If you’re serious about scaling, not just growing, it’s time to build an app that works as your primary growth engine. That’s exactly what AppMaker is built for: turning your existing store into a powerful, custom mobile app that drives retention, repeat purchases, and predictable revenue at scale.

Get in touch with the AppMaker team today to see how your Shopify store can start scaling the right way.

FAQs

1. How do I know if my business is ready to scale and not just grow?

You are ready to scale when your repeat customers generate a meaningful share of revenue and your lifetime value is consistently higher than your customer acquisition cost. If every sales increase requires the same proportional jump in ad spend and resources, you are still in growth mode, not scale mode.

2. How long does it typically take to see results from a retention-focused strategy?

Most brands start seeing measurable improvements in repeat purchase rate and revenue stability within a few months, but the real compounding effect appears over 6–12 months as cohorts stack and buying habits form.

3. Do small or mid-sized e-commerce brands really need a mobile app?

If a significant portion of your customers buy more than once, an app can centralize their relationship with your brand and make repeat purchases faster and easier. Even smaller brands can benefit because the value comes from frequency and loyalty, not sheer traffic volume.

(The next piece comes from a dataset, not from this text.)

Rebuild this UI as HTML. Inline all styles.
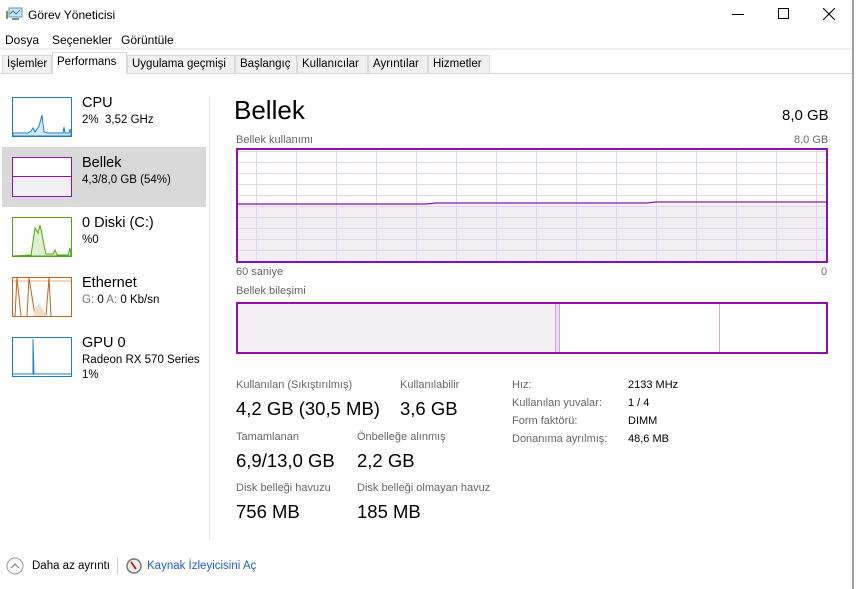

4. What role does customer support play in scaling?

Fast, consistent support directly impacts repeat buying and trust. As order volume grows, standardized and automated support workflows prevent delays and frustration that would otherwise reduce retention and lifetime value.

5. Can scaling work without expanding to new markets or channels?

Yes. Many brands scale first by increasing purchase frequency, order value, and retention within their existing customer base. Market and channel expansion become far more effective once the core repeat purchase engine is strong and predictable.